さあ「戦場のメリークリスマス」どうぞお楽しみ下さい。
・(金)「主よ、人の望みの喜びよ」 (二重奏)
ギターの散歩道、本日ご紹介曲目するは、バッハ作曲「主よ、人の望みの喜びよ」です。
「主よ、人の望みの喜びよ」、音楽の父と言われたドイツのヨハン・セバスティアン・バッハの作曲。バロック音楽の重要な作曲家の一人でもあり、管弦楽、協奏曲、オルガン曲、教会カンタータ等多くの作品を残しています。生涯に作曲した数は1100の作品迄は分かっているものの、未だに数知れず、ドイツのバッハ研究所で現在も作品の整理が継続中だそうです。
「主よ、人の望みの喜びを」は1723年に作曲された、教会カンタータ第147番の讃美歌。
「心と口と行いと生活で」と言う10曲ある曲のラストを飾る感動的な1曲です。カンタータとは、礼拝の説教の前後に演奏される楽曲で、歌詞はその日に朗読される聖書などを説明するような文言が使われており、バッハはこのカンタータを200曲以上も作曲しています。
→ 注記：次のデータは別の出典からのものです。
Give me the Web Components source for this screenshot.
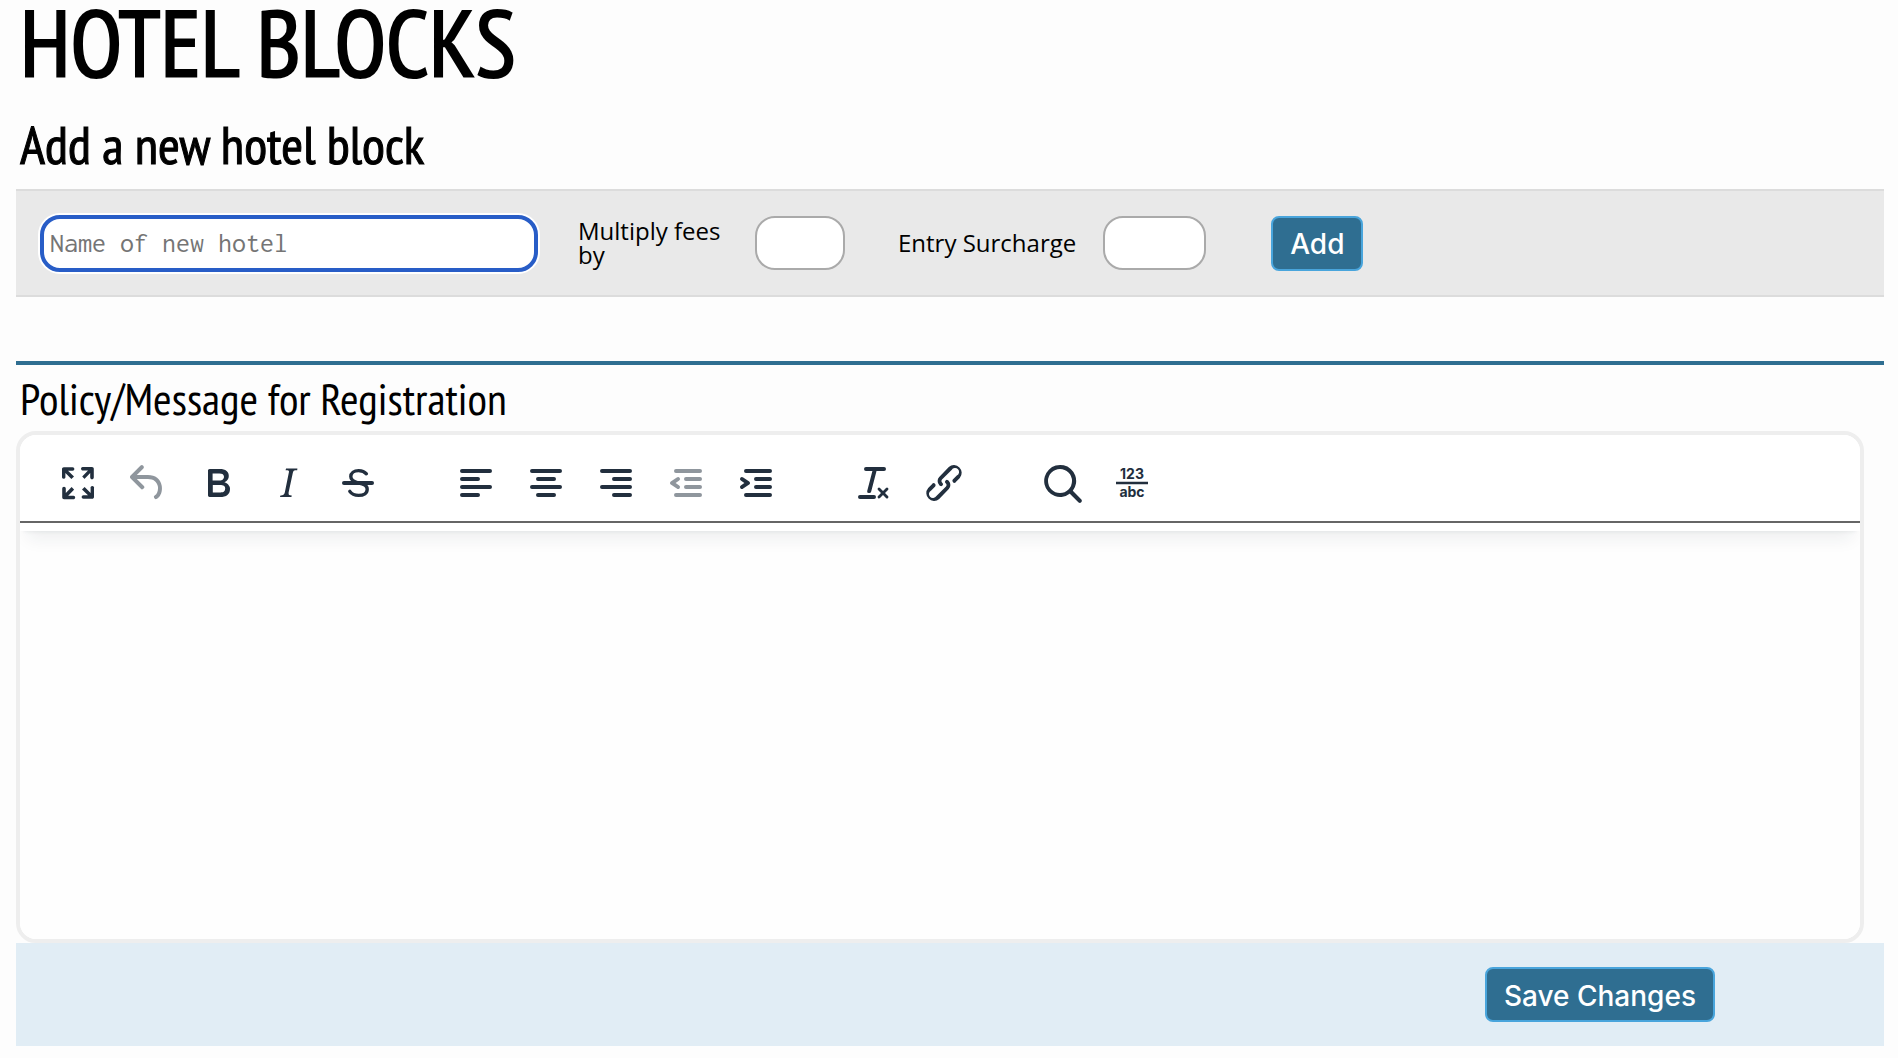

現在はピアノや管弦楽にも編曲され、結婚式やお祝いの席で演奏される事も多く、バッハの楽曲の中でも特に親しまれています。「主よ、人の望みの喜びを」今日の演奏は魅惑のギターデュエット足立ゆかり&高村浩二でお送りします。クラシック音楽は「再生」と「伝承」と言われるように何百年も前の楽曲を演奏し後世に伝えていっています。「難しい、堅苦しい」と何となく敷居が高さそうに見えますが、一方でよく分からないけど聴いていると落ち着き、ゆったりとした気分になれると歓迎される方も多くあります。近年、医学の世界では音楽療法と言う分野があり、ストレスの解消、心理的障害の治療、癒し、そして認知症予防等、クラシック音楽が推奨され活用されています。中でも、この「主よ、人の望みの喜びを」のような穏やかな美しいメロディは落ち着きます。音楽は人の世になくてはならぬもの、なぐさめであり、奮い立たせてくれたり、昔の夢にも誘ってくれます。日々悩みのつきないこの世にあっては、いっときの安らぎです。さあ、「主よ、人の望みの喜びを」をどうぞお楽しみ下さい。
ギターの散歩道、今年もご視聴ありがとうございました。良い音楽と素敵な出会いがありますように。